As opposed to typical DC x-ray sources, high-energy x-ray sources are typically electron linear accelerators that deliver short-duration pulses of approximately mono energetic electrons to an appropriate target, such as tungsten. Inside the x-ray source, a narrow high-voltage pulse is applied to a high-frequency generator that is coupled to a resonant microwave cavity to accelerate the electrons via very high electric fields. Due to practical limitations of the pulse generator, microwave generator, and cavity, there is some level of uncontrolled variation in both the total energy contained in each pulse of electrons and the effective acceleration voltage (which determines the electrons' kinetic energy) in each pulse.
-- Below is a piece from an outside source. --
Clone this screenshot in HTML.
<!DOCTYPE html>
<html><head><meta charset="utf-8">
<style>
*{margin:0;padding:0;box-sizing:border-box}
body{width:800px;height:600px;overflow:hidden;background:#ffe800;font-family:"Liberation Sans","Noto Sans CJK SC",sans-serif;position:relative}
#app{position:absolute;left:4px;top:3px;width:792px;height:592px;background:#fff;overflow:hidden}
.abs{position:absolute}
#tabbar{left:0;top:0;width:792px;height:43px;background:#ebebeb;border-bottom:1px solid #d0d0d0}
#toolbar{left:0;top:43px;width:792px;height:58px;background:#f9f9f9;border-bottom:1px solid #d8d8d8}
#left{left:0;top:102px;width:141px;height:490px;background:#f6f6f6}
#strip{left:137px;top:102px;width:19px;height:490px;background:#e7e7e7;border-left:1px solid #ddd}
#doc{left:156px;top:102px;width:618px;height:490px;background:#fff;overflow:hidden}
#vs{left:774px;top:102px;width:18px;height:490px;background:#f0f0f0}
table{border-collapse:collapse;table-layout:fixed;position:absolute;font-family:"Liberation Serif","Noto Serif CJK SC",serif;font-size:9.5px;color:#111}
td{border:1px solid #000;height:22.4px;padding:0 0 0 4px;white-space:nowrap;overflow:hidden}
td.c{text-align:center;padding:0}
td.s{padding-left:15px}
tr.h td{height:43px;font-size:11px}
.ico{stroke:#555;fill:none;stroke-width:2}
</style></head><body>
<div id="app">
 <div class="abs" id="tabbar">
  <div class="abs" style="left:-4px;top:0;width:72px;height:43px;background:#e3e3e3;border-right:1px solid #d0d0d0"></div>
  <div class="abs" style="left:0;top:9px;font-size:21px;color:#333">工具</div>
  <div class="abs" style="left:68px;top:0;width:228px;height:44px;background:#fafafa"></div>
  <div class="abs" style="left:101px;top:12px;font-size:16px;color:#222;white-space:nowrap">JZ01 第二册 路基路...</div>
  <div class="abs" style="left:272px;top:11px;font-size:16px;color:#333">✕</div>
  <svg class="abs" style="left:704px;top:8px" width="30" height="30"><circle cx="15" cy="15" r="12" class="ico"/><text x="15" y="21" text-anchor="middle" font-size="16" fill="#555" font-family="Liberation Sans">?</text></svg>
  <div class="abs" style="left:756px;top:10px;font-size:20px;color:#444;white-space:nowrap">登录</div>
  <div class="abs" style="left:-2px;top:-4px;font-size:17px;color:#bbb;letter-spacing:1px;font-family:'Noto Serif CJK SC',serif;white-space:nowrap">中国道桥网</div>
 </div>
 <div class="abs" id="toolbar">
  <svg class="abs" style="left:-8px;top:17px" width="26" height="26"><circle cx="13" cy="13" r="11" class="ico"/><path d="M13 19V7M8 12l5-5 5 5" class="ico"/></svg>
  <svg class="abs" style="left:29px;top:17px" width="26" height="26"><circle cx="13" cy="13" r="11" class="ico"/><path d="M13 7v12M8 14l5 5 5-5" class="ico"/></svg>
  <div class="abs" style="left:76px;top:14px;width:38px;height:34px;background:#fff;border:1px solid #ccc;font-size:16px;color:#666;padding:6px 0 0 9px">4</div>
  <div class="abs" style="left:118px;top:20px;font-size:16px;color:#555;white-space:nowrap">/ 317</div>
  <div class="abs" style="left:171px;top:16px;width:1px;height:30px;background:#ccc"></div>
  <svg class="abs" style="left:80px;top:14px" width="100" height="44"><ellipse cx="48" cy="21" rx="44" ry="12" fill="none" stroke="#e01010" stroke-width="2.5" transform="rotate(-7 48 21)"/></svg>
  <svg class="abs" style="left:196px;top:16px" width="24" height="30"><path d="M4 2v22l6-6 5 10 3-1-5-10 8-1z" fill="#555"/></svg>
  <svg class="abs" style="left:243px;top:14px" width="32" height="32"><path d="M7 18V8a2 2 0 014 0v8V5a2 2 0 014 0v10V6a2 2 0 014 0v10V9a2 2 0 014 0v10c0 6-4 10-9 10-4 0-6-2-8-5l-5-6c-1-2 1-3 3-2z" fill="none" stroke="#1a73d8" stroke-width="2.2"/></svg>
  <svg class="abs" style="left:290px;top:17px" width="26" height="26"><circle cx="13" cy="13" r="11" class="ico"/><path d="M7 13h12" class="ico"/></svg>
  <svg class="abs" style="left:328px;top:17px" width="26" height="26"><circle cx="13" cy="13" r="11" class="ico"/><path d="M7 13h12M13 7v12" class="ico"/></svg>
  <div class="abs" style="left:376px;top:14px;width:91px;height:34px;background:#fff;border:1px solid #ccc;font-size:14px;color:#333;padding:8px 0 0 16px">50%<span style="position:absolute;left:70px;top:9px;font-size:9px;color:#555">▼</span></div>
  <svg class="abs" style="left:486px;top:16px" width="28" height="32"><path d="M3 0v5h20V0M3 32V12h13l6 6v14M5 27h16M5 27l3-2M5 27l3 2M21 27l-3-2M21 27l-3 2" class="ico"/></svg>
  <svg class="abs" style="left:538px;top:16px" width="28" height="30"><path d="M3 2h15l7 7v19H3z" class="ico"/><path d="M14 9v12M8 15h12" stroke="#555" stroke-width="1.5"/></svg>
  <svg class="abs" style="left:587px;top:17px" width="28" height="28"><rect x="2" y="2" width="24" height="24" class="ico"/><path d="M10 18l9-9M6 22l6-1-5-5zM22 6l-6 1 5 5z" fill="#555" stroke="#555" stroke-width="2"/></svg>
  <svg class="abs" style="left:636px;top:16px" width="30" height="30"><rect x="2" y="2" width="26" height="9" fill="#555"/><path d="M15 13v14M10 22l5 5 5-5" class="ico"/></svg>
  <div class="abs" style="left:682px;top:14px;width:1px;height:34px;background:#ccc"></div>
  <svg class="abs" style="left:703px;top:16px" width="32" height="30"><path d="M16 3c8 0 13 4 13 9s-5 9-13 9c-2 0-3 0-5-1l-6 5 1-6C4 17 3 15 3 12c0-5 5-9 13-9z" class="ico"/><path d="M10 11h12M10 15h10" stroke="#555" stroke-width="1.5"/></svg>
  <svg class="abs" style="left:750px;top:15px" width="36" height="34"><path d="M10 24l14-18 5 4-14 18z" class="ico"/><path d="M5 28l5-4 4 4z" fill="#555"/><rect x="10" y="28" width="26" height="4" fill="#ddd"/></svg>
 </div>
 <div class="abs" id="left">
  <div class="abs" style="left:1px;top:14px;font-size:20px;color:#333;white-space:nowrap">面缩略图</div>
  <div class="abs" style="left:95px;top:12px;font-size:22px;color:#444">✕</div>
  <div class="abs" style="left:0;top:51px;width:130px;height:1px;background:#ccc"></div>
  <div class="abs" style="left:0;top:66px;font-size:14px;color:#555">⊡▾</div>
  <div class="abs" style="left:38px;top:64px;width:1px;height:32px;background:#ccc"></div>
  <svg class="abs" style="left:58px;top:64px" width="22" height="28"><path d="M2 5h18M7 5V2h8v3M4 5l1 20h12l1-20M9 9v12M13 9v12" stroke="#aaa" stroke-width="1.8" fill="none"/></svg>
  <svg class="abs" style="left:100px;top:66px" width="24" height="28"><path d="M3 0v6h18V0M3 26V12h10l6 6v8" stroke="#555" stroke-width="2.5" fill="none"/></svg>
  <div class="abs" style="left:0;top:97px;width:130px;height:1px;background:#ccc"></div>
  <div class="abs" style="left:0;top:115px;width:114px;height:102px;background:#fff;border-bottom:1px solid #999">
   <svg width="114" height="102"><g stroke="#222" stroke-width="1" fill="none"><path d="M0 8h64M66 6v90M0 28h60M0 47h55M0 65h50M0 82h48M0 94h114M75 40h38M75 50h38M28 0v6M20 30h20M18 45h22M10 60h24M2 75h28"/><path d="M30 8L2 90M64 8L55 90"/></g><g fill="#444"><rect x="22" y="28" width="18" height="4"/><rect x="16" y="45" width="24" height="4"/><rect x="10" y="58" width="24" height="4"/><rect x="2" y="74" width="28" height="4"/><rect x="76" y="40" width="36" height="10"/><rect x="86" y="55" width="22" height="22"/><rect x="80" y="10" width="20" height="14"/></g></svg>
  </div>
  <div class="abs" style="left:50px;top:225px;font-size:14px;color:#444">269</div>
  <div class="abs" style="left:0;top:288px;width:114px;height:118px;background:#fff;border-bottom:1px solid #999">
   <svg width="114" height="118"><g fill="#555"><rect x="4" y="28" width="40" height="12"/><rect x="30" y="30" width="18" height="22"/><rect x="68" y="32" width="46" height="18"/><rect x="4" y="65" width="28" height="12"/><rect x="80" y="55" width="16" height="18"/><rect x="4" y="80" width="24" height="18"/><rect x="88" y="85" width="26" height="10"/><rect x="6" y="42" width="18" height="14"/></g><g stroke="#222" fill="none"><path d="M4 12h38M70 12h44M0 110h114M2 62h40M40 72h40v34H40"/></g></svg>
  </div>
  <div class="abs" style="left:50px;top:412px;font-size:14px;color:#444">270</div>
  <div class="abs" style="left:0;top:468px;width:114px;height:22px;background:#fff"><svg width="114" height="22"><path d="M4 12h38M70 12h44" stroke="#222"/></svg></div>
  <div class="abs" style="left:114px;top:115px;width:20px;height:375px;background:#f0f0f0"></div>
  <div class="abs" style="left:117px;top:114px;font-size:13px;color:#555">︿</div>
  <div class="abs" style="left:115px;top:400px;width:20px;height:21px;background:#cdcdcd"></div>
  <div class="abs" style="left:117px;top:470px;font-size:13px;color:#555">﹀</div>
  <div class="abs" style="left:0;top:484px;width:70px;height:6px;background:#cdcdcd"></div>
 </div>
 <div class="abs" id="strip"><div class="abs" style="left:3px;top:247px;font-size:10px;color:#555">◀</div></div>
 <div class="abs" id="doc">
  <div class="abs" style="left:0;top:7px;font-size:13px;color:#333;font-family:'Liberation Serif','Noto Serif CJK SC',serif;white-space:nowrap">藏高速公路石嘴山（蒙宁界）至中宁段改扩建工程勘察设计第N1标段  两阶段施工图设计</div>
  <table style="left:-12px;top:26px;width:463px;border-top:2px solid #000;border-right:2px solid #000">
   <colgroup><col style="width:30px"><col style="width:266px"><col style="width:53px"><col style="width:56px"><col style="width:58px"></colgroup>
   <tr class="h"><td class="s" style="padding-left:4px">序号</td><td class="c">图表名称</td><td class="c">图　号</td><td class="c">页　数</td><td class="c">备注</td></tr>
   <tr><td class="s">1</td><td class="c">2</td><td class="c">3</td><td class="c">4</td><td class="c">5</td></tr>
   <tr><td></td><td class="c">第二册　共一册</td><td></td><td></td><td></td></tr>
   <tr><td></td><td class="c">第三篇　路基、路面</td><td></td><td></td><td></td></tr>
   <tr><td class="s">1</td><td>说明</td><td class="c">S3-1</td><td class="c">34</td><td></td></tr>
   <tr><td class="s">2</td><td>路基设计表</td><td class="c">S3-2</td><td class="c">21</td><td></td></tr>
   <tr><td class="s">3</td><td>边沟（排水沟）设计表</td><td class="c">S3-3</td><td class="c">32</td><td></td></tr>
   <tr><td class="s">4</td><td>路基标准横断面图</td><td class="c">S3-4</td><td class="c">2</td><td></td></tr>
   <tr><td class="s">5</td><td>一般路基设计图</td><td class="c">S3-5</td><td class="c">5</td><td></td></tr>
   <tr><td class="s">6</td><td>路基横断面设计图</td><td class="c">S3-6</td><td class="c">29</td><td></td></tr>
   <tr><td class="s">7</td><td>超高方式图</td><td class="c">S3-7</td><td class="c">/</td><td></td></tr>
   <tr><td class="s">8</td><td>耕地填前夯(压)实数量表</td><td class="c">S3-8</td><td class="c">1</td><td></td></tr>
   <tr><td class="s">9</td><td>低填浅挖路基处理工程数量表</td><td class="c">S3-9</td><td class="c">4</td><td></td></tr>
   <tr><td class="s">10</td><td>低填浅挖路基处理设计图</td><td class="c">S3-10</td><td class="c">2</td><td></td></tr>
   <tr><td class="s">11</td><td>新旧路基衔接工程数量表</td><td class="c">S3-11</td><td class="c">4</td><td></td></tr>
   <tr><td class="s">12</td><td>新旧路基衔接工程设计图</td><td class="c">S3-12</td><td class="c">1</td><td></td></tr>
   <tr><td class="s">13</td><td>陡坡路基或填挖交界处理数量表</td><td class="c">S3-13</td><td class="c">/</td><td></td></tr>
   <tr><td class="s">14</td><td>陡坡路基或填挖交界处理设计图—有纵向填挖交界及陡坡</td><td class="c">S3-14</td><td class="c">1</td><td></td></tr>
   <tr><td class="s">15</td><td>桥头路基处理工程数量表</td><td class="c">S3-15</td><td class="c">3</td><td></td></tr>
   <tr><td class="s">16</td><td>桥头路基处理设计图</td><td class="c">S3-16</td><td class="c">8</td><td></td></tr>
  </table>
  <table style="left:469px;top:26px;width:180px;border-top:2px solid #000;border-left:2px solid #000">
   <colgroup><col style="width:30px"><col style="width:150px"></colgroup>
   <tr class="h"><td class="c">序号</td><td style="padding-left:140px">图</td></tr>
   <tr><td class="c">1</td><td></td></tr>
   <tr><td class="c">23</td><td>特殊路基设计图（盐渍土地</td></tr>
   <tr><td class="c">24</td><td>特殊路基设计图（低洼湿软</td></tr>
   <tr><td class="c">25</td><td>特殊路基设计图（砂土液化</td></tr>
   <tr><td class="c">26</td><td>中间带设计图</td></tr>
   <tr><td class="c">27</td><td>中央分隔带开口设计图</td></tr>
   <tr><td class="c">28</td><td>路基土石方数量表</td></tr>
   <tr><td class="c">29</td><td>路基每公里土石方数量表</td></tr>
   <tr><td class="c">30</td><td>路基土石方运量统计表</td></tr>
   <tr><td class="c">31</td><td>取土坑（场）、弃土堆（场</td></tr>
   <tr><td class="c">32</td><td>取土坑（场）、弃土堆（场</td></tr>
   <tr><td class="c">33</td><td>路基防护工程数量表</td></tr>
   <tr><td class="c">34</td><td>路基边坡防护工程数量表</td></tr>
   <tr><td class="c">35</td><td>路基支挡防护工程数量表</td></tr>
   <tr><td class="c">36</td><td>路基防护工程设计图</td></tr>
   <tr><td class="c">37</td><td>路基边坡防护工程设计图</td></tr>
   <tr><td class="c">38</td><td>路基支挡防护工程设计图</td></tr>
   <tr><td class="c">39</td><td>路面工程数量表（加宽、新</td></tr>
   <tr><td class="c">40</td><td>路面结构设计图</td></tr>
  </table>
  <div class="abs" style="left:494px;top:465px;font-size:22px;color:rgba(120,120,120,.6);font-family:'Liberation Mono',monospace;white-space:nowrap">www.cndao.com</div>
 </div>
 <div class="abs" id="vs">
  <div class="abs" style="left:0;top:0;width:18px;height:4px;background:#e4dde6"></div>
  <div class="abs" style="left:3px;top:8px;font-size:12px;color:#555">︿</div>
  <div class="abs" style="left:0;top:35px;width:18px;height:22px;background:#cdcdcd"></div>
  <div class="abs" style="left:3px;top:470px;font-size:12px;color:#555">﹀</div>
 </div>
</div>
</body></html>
This uncontrolled variation typically increases if the pulse train is not at a constant frequency.
There is a current trend towards material characterization (distinguishing different ranges of atomic number as well as total amounts of material struck by the radiation beam) by comparing x-ray transmission signals at two different energy settings of the x-ray source for a megavolt DR scanner, a scan requiring relative motion between the x-ray system and the object: either the x-ray system moves past a stationary object, or the object moves past a stationary x-ray system. In general, this can be done in one of three ways. First, one source and detector can run two separate scans on the same object where in between the two scans, the energy setting is changed on the single source. Second, two sources, each with its own detector, collect separate images of the same object in one scan of the object. In one example, each of the two detectors may be optimized separately for one of the two sources. Normally, the two imaging systems are separated by a reasonable distance in the direction of travel. Third, one source, capable of rapidly switching between two energy settings, produces an image in one detector where every other line corresponds to one of the two energy settings.
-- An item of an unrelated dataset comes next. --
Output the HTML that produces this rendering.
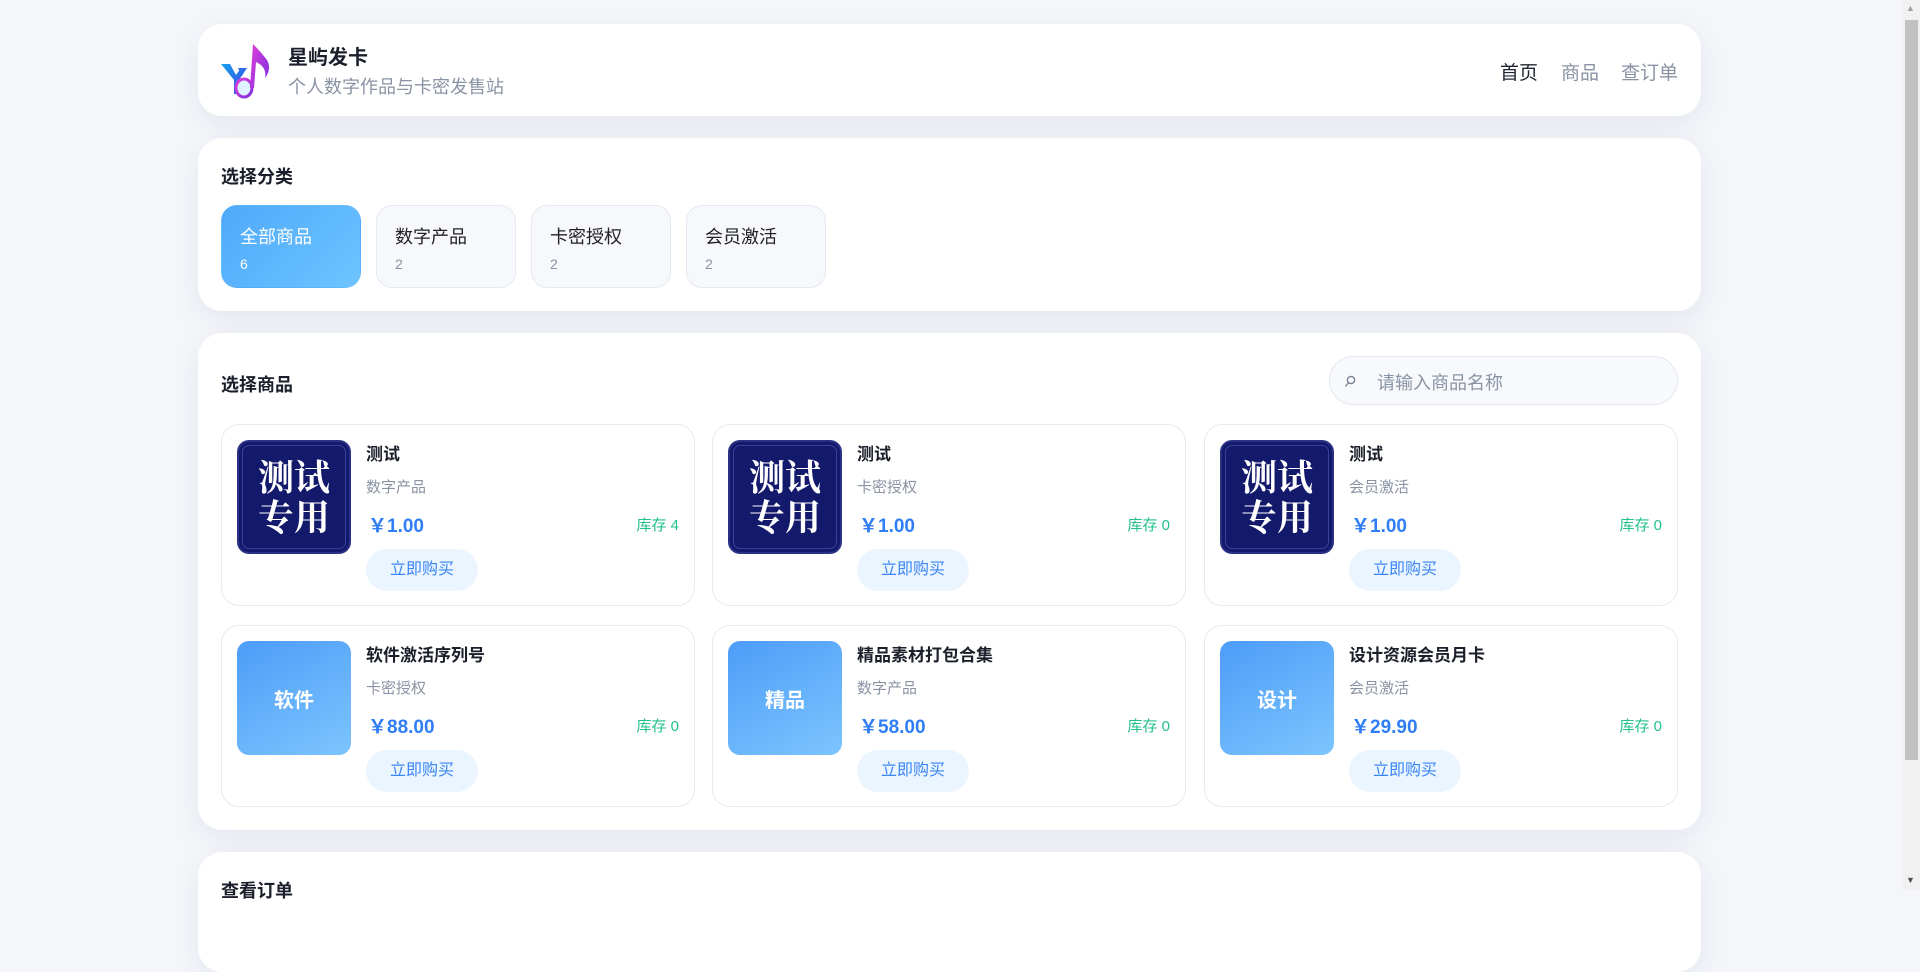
<!DOCTYPE html>
<html><head><meta charset="utf-8"><style>
*{box-sizing:border-box;margin:0;padding:0}
body{width:1920px;height:889px;overflow:hidden;background:#f4f6fa;font-family:"Liberation Sans","Noto Sans CJK SC",sans-serif;color:#1f2430;position:relative}
.card{position:absolute;left:198px;width:1503px;background:#fff;border-radius:24px;box-shadow:0 8px 28px rgba(30,50,90,0.08)}
.abs{position:absolute;white-space:nowrap}
.h{font-weight:bold;font-size:18px;color:#1a1f2b}
.cat{position:absolute;top:67px;width:140px;height:83px;border-radius:16px;background:#f6f8fc;border:1px solid #e5e9f1}
.cat .n{position:absolute;left:18px;top:17px;font-size:18px;color:#222}
.cat .c{position:absolute;left:18px;top:50px;font-size:14px;color:#8a93a3}
.cat.on{background:linear-gradient(135deg,#4fa9fa,#6dc4ff);border-color:transparent}
.cat.on .n,.cat.on .c{color:#fff}
.pc{position:absolute;width:474px;height:182px;border:1px solid #e6eaf1;border-radius:18px;background:#fff}
.img{position:absolute;left:15px;top:15px;width:114px;height:114px;border-radius:12px}
.navy{background:#141a6b;border:2px solid #2a3185;box-shadow:inset 0 0 0 3px #141a6b,inset 0 0 0 4px #39409a}
.navy span{position:absolute;left:0;right:0;text-align:center;color:#fff;font-family:"Noto Serif CJK SC",serif;font-weight:bold;font-size:36px;line-height:40px}
.grad{background:linear-gradient(150deg,#4d9cf8,#7cc5fe);color:#fff;font-weight:bold;font-size:20px;display:flex;align-items:center;justify-content:center}
.t{position:absolute;left:144px;top:15px;font-size:17px;font-weight:bold;color:#1b1f29;white-space:nowrap}
.s{position:absolute;left:144px;top:51px;font-size:15px;color:#8a93a3;white-space:nowrap}
.p{position:absolute;left:146px;top:86px;font-size:19px;font-weight:bold;color:#2f7ef5;white-space:nowrap}
.k{position:absolute;right:15px;top:89px;font-size:15px;color:#22c08a;white-space:nowrap}
.b{position:absolute;left:144px;top:124px;width:112px;height:42px;border-radius:21px;background:#ebf5ff;color:#3b86f6;font-size:16px;text-align:center;line-height:42px}
</style></head><body>
<div class="card" style="top:24px;height:92px">
 <svg class="abs" style="left:22px;top:18px" width="54" height="58" viewBox="0 0 54 58">
  <defs><linearGradient id="g1" x1="0" y1="0" x2="1" y2="1"><stop offset="0" stop-color="#1aa3f0"/><stop offset="1" stop-color="#3b3fe0"/></linearGradient>
  <linearGradient id="g2" x1="0" y1="0" x2="1" y2="1"><stop offset="0" stop-color="#e23fd8"/><stop offset="1" stop-color="#7a2fe0"/></linearGradient></defs>
  <path d="M1 22 L10 22 L16 33 L21 26 L27 26 L19 38 L19 52 L14 52 L14 38 Z" fill="url(#g1)"/>
  <path d="M18 26 L26 26 L22 34 Z" fill="#2a6ee8"/>
  <ellipse cx="24" cy="46" rx="8" ry="9" fill="#dff0ff" stroke="url(#g2)" stroke-width="3"/>
  <path d="M30 46 L33 2 Q41 10 47 18 Q52 27 45 36 Q47 25 36 20 L34 46 Z" fill="url(#g2)"/>
 </svg>
 <div class="abs" style="left:90px;top:17px;font-size:20px;font-weight:bold;color:#1a1f2b">星屿发卡</div>
 <div class="abs" style="left:90px;top:49px;font-size:18px;color:#8a93a3">个人数字作品与卡密发售站</div>
 <div class="abs" style="left:1302px;top:34px;font-size:19px;color:#1f2430">首页</div>
 <div class="abs" style="left:1363px;top:34px;font-size:19px;color:#8a93a3">商品</div>
 <div class="abs" style="left:1423px;top:34px;font-size:19px;color:#8a93a3">查订单</div>
</div>
<div class="card" style="top:138px;height:173px">
 <div class="abs h" style="left:23px;top:25px">选择分类</div>
 <div class="cat on" style="left:23px"><div class="n">全部商品</div><div class="c">6</div></div>
 <div class="cat" style="left:178px"><div class="n">数字产品</div><div class="c">2</div></div>
 <div class="cat" style="left:333px"><div class="n">卡密授权</div><div class="c">2</div></div>
 <div class="cat" style="left:488px"><div class="n">会员激活</div><div class="c">2</div></div>
</div>
<div class="card" style="top:333px;height:497px">
 <div class="abs h" style="left:23px;top:38px">选择商品</div>
 <div class="abs" style="left:1131px;top:23px;width:349px;height:49px;border-radius:25px;background:#f7f9fc;border:1px solid #e4e8f0">
  <svg class="abs" style="left:14px;top:18px" width="12" height="14" viewBox="0 0 12 14"><circle cx="7" cy="5" r="3.6" fill="none" stroke="#7a8394" stroke-width="1.4"/><path d="M4.5 7.5 L1.5 11.5" stroke="#7a8394" stroke-width="1.4"/></svg>
  <span class="abs" style="left:47px;top:12px;font-size:18px;color:#8a93a3">请输入商品名称</span>
 </div>
 <div class="pc" style="left:23px;top:91px"><div class="img navy"><span style="top:14px">测试</span><span style="top:54px">专用</span></div><div class="t">测试</div><div class="s">数字产品</div><div class="p">￥1.00</div><div class="k">库存 4</div><div class="b">立即购买</div></div>
 <div class="pc" style="left:514px;top:91px"><div class="img navy"><span style="top:14px">测试</span><span style="top:54px">专用</span></div><div class="t">测试</div><div class="s">卡密授权</div><div class="p">￥1.00</div><div class="k">库存 0</div><div class="b">立即购买</div></div>
 <div class="pc" style="left:1006px;top:91px"><div class="img navy"><span style="top:14px">测试</span><span style="top:54px">专用</span></div><div class="t">测试</div><div class="s">会员激活</div><div class="p">￥1.00</div><div class="k">库存 0</div><div class="b">立即购买</div></div>
 <div class="pc" style="left:23px;top:292px"><div class="img grad">软件</div><div class="t">软件激活序列号</div><div class="s">卡密授权</div><div class="p">￥88.00</div><div class="k">库存 0</div><div class="b">立即购买</div></div>
 <div class="pc" style="left:514px;top:292px"><div class="img grad">精品</div><div class="t">精品素材打包合集</div><div class="s">数字产品</div><div class="p">￥58.00</div><div class="k">库存 0</div><div class="b">立即购买</div></div>
 <div class="pc" style="left:1006px;top:292px"><div class="img grad">设计</div><div class="t">设计资源会员月卡</div><div class="s">会员激活</div><div class="p">￥29.90</div><div class="k">库存 0</div><div class="b">立即购买</div></div>
</div>
<div class="card" style="top:852px;height:120px">
 <div class="abs h" style="left:23px;top:25px">查看订单</div>
</div>
<div class="abs" style="left:1903px;top:0;width:17px;height:889px;background:#f1f1f1"></div>
<div class="abs" style="left:1905px;top:20px;width:13px;height:740px;background:#c1c1c1"></div>
<div class="abs" style="left:1906px;top:3px;font-size:9px;color:#a0a0a0">▲</div>
<div class="abs" style="left:1906px;top:875px;font-size:9px;color:#505050">▼</div>
</body></html>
In all cases, the material discrimination is based on comparing the attenuations of the radiation as it passes through the object, as a function of position, for the two source energies. For an x-ray source based on Bremsstrahlung effects, each energy setting for the source determines the source's maximum energy in a broad energy spectrum. For a an x-ray source in the form of a DC tube, the source's maximum energy is determined by the DC voltage applied from a cathode to anode in the tube. For a pulsed accelerator x-ray source, the maximum energy is determined by the relatively narrow range of energy in the accelerated electron beam that hits the target. In many applications, the accuracy or sensitivity of the discrimination depends on the repeatability of these maximum energies or other details of the two spectra.
Skilled artisans will appreciate that elements in the figures are illustrated for simplicity and clarity and have not necessarily been drawn to scale. For example, the dimensions and/or relative positioning of some of the elements in the figures may be exaggerated relative to other elements to help to improve understanding of various embodiments of the present invention. Also, common but well-understood elements that are useful or necessary in a commercially feasible embodiment are often not depicted in order to facilitate a less obstructed view of these various embodiments of the present invention. It will further be appreciated that certain actions and/or steps may be described or depicted in a particular order of occurrence while those skilled in the art will understand that such specificity with respect to sequence is not actually required. It will also be understood that the terms and expressions used herein have the ordinary technical meaning as is accorded to such terms and expressions by persons skilled in the technical field as set forth above except where different specific meanings have otherwise been set forth herein.